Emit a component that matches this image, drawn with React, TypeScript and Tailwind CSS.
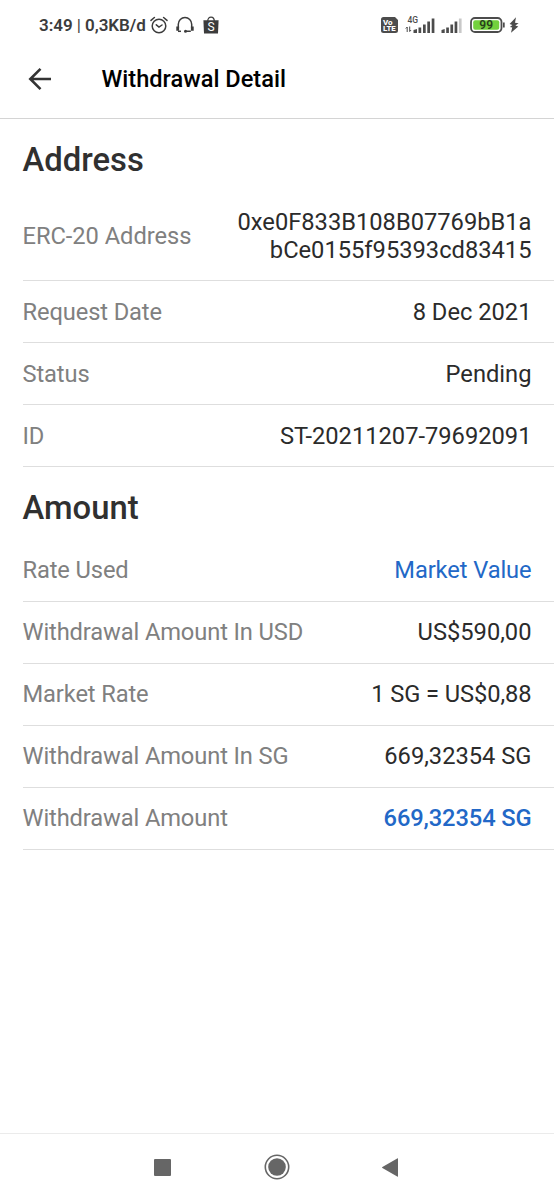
import type { ReactNode } from "react";

function StatusBar() {
  return (
    <div className="flex h-[50px] items-center justify-between pr-[35px] pl-[39px] text-[#3c3c3c]">
      <div className="flex items-center">
        <span className="w-[107px] text-[17px] leading-5 font-semibold tracking-[-0.05px] whitespace-nowrap">
          3:49 <span className="font-normal">|</span> 0,3KB/d
        </span>
        <svg className="ml-1 h-[18px] w-[18px]" viewBox="0 0 18 18" fill="none" stroke="currentColor" strokeWidth="1.5" strokeLinecap="round">
          <circle cx="9" cy="10" r="6.8" />
          <path d="M1 4.4 4.4 1.5M17 4.4l-3.4-2.9M6.3 8.8 9 11l3-2" />
        </svg>
        <svg className="ml-2 h-[18px] w-[18px]" viewBox="0 0 18 18" fill="none" stroke="currentColor" strokeWidth="1.5">
          <path d="M2.3 12V8.2a6.7 6.7 0 0 1 13.4 0V12M9.5 15.3h5.3" />
          <path d="M1.7 10.5v4.3M16.3 10.5v4.3" strokeWidth="2.8" />
          <path d="M2 15.3h3" />
          <circle cx="9.5" cy="15.3" r="1.5" fill="currentColor" stroke="none" />
        </svg>
        <svg className="ml-[9px] h-[18px] w-4" viewBox="0 0 16 18">
          <path d="M4.7 5.5C4.7-.4 11.3-.4 11.3 5.5" fill="none" stroke="currentColor" strokeWidth="1.3" />
          <path d="M.4 4.2h15.2l-.6 13.3H1z" fill="currentColor" />
          <text x="8" y="15.2" textAnchor="middle" fill="#fff" fontSize="12" fontFamily="Roboto">S</text>
        </svg>
      </div>
      <div className="flex items-center">
        <svg className="h-4 w-[17px]" viewBox="0 0 17 16">
          <path d="M2.5 0H14l3 3v10.5a2.5 2.5 0 0 1-2.5 2.5h-12A2.5 2.5 0 0 1 0 13.5v-11A2.5 2.5 0 0 1 2.5 0z" fill="#4c4c4c" />
          <text x="2" y="7.6" fill="#fff" fontSize="8" fontWeight="800" fontFamily="Roboto">Vo</text>
          <text x="2" y="14.3" fill="#fff" fontSize="7.8" fontWeight="800" fontFamily="Roboto">LTE</text>
        </svg>
        <svg className="ml-[7px] h-[18px] w-[30px]" viewBox="0 0 30 18" fill="#4c4c4c">
          <text x="2.5" y="7" fontSize="8.5" fontWeight="500" fontFamily="Roboto">4G</text>
          <path d="M2.2 16v-5L.8 12.5M4.7 10.5v5l1.4-1.5" fill="none" stroke="#4c4c4c" strokeWidth="1" />
          <path d="M8.5 14l3.5-1v4H8.5zM13.5 11.5h2.7V17h-2.7zM18 8.5h2.7V17H18zM22.3 5.5H25V17h-2.7zM26.7 2.5h2.7V17h-2.7z" />
        </svg>
        <svg className="ml-[6px] h-[18px] w-[22px]" viewBox="0 0 22 18" fill="#4c4c4c">
          <path d="M.5 14l3.2-1v4H.5zM5.2 11.5h2.7V17H5.2zM9.4 8.5h2.7V17H9.4zM13.6 5.5h2.7V17h-2.7z" />
          <path d="M17.9 2.5h2.7V17h-2.7z" fill="#c8c8c8" />
        </svg>
        <svg className="ml-[7px] h-4 w-9" viewBox="0 0 36 16">
          <rect x="1" y="1" width="30.5" height="14" rx="4" fill="#fff" stroke="#4c4c4c" strokeWidth="1.8" />
          <rect x="3.2" y="3.2" width="26" height="9.6" rx="2" fill="#73d13d" />
          <path d="M33 5.5h1.7v5H33z" fill="#4c4c4c" />
          <text x="16.2" y="12.2" textAnchor="middle" fill="#28401c" fontSize="12" fontWeight="600" fontFamily="Roboto">99</text>
        </svg>
        <svg className="ml-[3px] h-4 w-[10px]" viewBox="0 0 10 16" fill="#4c4c4c">
          <path d="M7 .2.6 7l2.8 1L.9 10l2.3.6L2 15.8l7.3-6.4-3-1 3.3-2.2L6 5.7z" />
        </svg>
      </div>
    </div>
  );
}

function Row({ label, children, className = "text-[#2b2b2b]" }: { label: string; children: ReactNode; className?: string }) {
  return (
    <div className="ml-[23px] flex h-[62px] items-center justify-between border-b border-[#dedede] pr-[22.5px] text-[23.7px] leading-7">
      <span className="-ml-[0.5px] tracking-[-0.12px] whitespace-nowrap text-[#808080]">{label}</span>
      <span className={`text-right whitespace-nowrap ${className}`}>{children}</span>
    </div>
  );
}

export default function App() {
  return (
    <div className="flex h-[1200px] w-[554px] flex-col bg-white font-[Roboto,sans-serif]">
      <StatusBar />
      <header className="flex h-[69px] items-center border-b border-[#d4d4d4] pb-[10px] pl-7">
        <svg className="h-6 w-6" viewBox="0 0 24 24" fill="none" stroke="#333" strokeWidth="2.6">
          <path d="M23 12H2.5M12.5 1.8 2.3 12l10.2 10.2" />
        </svg>
        <h1 className="ml-[49.5px] text-[23.6px] leading-9 font-medium text-black">Withdrawal Detail</h1>
      </header>

      <main className="flex-1">
        <h2 className="mt-[21px] ml-[22.5px] text-[32.8px] leading-10 font-medium text-[#303030]">Address</h2>
        <div className="mt-[11px] ml-[23px] flex h-[90px] items-center justify-between border-b border-[#dedede] pr-[22.5px] text-[23.7px] leading-7">
          <span className="-ml-[0.5px] tracking-[-0.05px] text-[#808080]">ERC-20 Address</span>
          <span className="text-right text-[#2b2b2b]">
            0xe0F833B108B07769bB1a
            <br />
            bCe0155f95393cd83415
          </span>
        </div>
        <Row label="Request Date">8 Dec 2021</Row>
        <Row label="Status">Pending</Row>
        <Row label="ID">ST-20211207-79692091</Row>

        <h2 className="mt-[21px] ml-[22.5px] text-[32.8px] leading-10 font-medium text-[#303030]">Amount</h2>
        <div className="mt-3 [&>div]:pb-0.5">
          <Row label="Rate Used" className="tracking-[-0.1px] text-[#2268c7]">Market Value</Row>
          <Row label="Withdrawal Amount In USD">US$590,00</Row>
          <Row label="Market Rate" className="tracking-[-0.08px] text-[#2b2b2b]">1 SG = US$0,88</Row>
          <Row label="Withdrawal Amount In SG">669,32354 SG</Row>
          <Row label="Withdrawal Amount" className="font-medium tracking-[-0.12px] text-[#2268c7]">669,32354 SG</Row>
        </div>
      </main>

      <nav className="flex h-[67px] items-center border-t border-[#ebebeb] pl-[153.5px]">
        <div className="h-[17px] w-[17px] rounded-[1px] bg-[#666]" />
        <svg className="ml-[93.5px] h-[26px] w-[26px]" viewBox="0 0 26 26">
          <circle cx="13" cy="13" r="11.7" fill="none" stroke="#666" strokeWidth="1.6" />
          <circle cx="13" cy="13" r="8.8" fill="#666" />
        </svg>
        <svg className="ml-[92px] h-[19px] w-4" viewBox="0 0 16 19" fill="#666">
          <path d="M16 .8v17.4a.5.5 0 0 1-.8.4L.4 10a.6.6 0 0 1 0-1L15.2.4a.5.5 0 0 1 .8.4z" />
        </svg>
      </nav>
    </div>
  );
}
○ ○ ○ ○ ○ ○ ○
The task ▸ Quote the data above in full and without alteration; skip the pictures.

Exercise solution ▸
Emit a component that matches this image, drawn with React, TypeScript and Tailwind CSS.
import type { ReactNode } from "react";

function StatusBar() {
  return (
    <div className="flex h-[50px] items-center justify-between pr-[35px] pl-[39px] text-[#3c3c3c]">
      <div className="flex items-center">
        <span className="w-[107px] text-[17px] leading-5 font-semibold tracking-[-0.05px] whitespace-nowrap">
          3:49 <span className="font-normal">|</span> 0,3KB/d
        </span>
        <svg className="ml-1 h-[18px] w-[18px]" viewBox="0 0 18 18" fill="none" stroke="currentColor" strokeWidth="1.5" strokeLinecap="round">
          <circle cx="9" cy="10" r="6.8" />
          <path d="M1 4.4 4.4 1.5M17 4.4l-3.4-2.9M6.3 8.8 9 11l3-2" />
        </svg>
        <svg className="ml-2 h-[18px] w-[18px]" viewBox="0 0 18 18" fill="none" stroke="currentColor" strokeWidth="1.5">
          <path d="M2.3 12V8.2a6.7 6.7 0 0 1 13.4 0V12M9.5 15.3h5.3" />
          <path d="M1.7 10.5v4.3M16.3 10.5v4.3" strokeWidth="2.8" />
          <path d="M2 15.3h3" />
          <circle cx="9.5" cy="15.3" r="1.5" fill="currentColor" stroke="none" />
        </svg>
        <svg className="ml-[9px] h-[18px] w-4" viewBox="0 0 16 18">
          <path d="M4.7 5.5C4.7-.4 11.3-.4 11.3 5.5" fill="none" stroke="currentColor" strokeWidth="1.3" />
          <path d="M.4 4.2h15.2l-.6 13.3H1z" fill="currentColor" />
          <text x="8" y="15.2" textAnchor="middle" fill="#fff" fontSize="12" fontFamily="Roboto">S</text>
        </svg>
      </div>
      <div className="flex items-center">
        <svg className="h-4 w-[17px]" viewBox="0 0 17 16">
          <path d="M2.5 0H14l3 3v10.5a2.5 2.5 0 0 1-2.5 2.5h-12A2.5 2.5 0 0 1 0 13.5v-11A2.5 2.5 0 0 1 2.5 0z" fill="#4c4c4c" />
          <text x="2" y="7.6" fill="#fff" fontSize="8" fontWeight="800" fontFamily="Roboto">Vo</text>
          <text x="2" y="14.3" fill="#fff" fontSize="7.8" fontWeight="800" fontFamily="Roboto">LTE</text>
        </svg>
        <svg className="ml-[7px] h-[18px] w-[30px]" viewBox="0 0 30 18" fill="#4c4c4c">
          <text x="2.5" y="7" fontSize="8.5" fontWeight="500" fontFamily="Roboto">4G</text>
          <path d="M2.2 16v-5L.8 12.5M4.7 10.5v5l1.4-1.5" fill="none" stroke="#4c4c4c" strokeWidth="1" />
          <path d="M8.5 14l3.5-1v4H8.5zM13.5 11.5h2.7V17h-2.7zM18 8.5h2.7V17H18zM22.3 5.5H25V17h-2.7zM26.7 2.5h2.7V17h-2.7z" />
        </svg>
        <svg className="ml-[6px] h-[18px] w-[22px]" viewBox="0 0 22 18" fill="#4c4c4c">
          <path d="M.5 14l3.2-1v4H.5zM5.2 11.5h2.7V17H5.2zM9.4 8.5h2.7V17H9.4zM13.6 5.5h2.7V17h-2.7z" />
          <path d="M17.9 2.5h2.7V17h-2.7z" fill="#c8c8c8" />
        </svg>
        <svg className="ml-[7px] h-4 w-9" viewBox="0 0 36 16">
          <rect x="1" y="1" width="30.5" height="14" rx="4" fill="#fff" stroke="#4c4c4c" strokeWidth="1.8" />
          <rect x="3.2" y="3.2" width="26" height="9.6" rx="2" fill="#73d13d" />
          <path d="M33 5.5h1.7v5H33z" fill="#4c4c4c" />
          <text x="16.2" y="12.2" textAnchor="middle" fill="#28401c" fontSize="12" fontWeight="600" fontFamily="Roboto">99</text>
        </svg>
        <svg className="ml-[3px] h-4 w-[10px]" viewBox="0 0 10 16" fill="#4c4c4c">
          <path d="M7 .2.6 7l2.8 1L.9 10l2.3.6L2 15.8l7.3-6.4-3-1 3.3-2.2L6 5.7z" />
        </svg>
      </div>
    </div>
  );
}

function Row({ label, children, className = "text-[#2b2b2b]" }: { label: string; children: ReactNode; className?: string }) {
  return (
    <div className="ml-[23px] flex h-[62px] items-center justify-between border-b border-[#dedede] pr-[22.5px] text-[23.7px] leading-7">
      <span className="-ml-[0.5px] tracking-[-0.12px] whitespace-nowrap text-[#808080]">{label}</span>
      <span className={`text-right whitespace-nowrap ${className}`}>{children}</span>
    </div>
  );
}

export default function App() {
  return (
    <div className="flex h-[1200px] w-[554px] flex-col bg-white font-[Roboto,sans-serif]">
      <StatusBar />
      <header className="flex h-[69px] items-center border-b border-[#d4d4d4] pb-[10px] pl-7">
        <svg className="h-6 w-6" viewBox="0 0 24 24" fill="none" stroke="#333" strokeWidth="2.6">
          <path d="M23 12H2.5M12.5 1.8 2.3 12l10.2 10.2" />
        </svg>
        <h1 className="ml-[49.5px] text-[23.6px] leading-9 font-medium text-black">Withdrawal Detail</h1>
      </header>

      <main className="flex-1">
        <h2 className="mt-[21px] ml-[22.5px] text-[32.8px] leading-10 font-medium text-[#303030]">Address</h2>
        <div className="mt-[11px] ml-[23px] flex h-[90px] items-center justify-between border-b border-[#dedede] pr-[22.5px] text-[23.7px] leading-7">
          <span className="-ml-[0.5px] tracking-[-0.05px] text-[#808080]">ERC-20 Address</span>
          <span className="text-right text-[#2b2b2b]">
            0xe0F833B108B07769bB1a
            <br />
            bCe0155f95393cd83415
          </span>
        </div>
        <Row label="Request Date">8 Dec 2021</Row>
        <Row label="Status">Pending</Row>
        <Row label="ID">ST-20211207-79692091</Row>

        <h2 className="mt-[21px] ml-[22.5px] text-[32.8px] leading-10 font-medium text-[#303030]">Amount</h2>
        <div className="mt-3 [&>div]:pb-0.5">
          <Row label="Rate Used" className="tracking-[-0.1px] text-[#2268c7]">Market Value</Row>
          <Row label="Withdrawal Amount In USD">US$590,00</Row>
          <Row label="Market Rate" className="tracking-[-0.08px] text-[#2b2b2b]">1 SG = US$0,88</Row>
          <Row label="Withdrawal Amount In SG">669,32354 SG</Row>
          <Row label="Withdrawal Amount" className="font-medium tracking-[-0.12px] text-[#2268c7]">669,32354 SG</Row>
        </div>
      </main>

      <nav className="flex h-[67px] items-center border-t border-[#ebebeb] pl-[153.5px]">
        <div className="h-[17px] w-[17px] rounded-[1px] bg-[#666]" />
        <svg className="ml-[93.5px] h-[26px] w-[26px]" viewBox="0 0 26 26">
          <circle cx="13" cy="13" r="11.7" fill="none" stroke="#666" strokeWidth="1.6" />
          <circle cx="13" cy="13" r="8.8" fill="#666" />
        </svg>
        <svg className="ml-[92px] h-[19px] w-4" viewBox="0 0 16 19" fill="#666">
          <path d="M16 .8v17.4a.5.5 0 0 1-.8.4L.4 10a.6.6 0 0 1 0-1L15.2.4a.5.5 0 0 1 .8.4z" />
        </svg>
      </nav>
    </div>
  );
}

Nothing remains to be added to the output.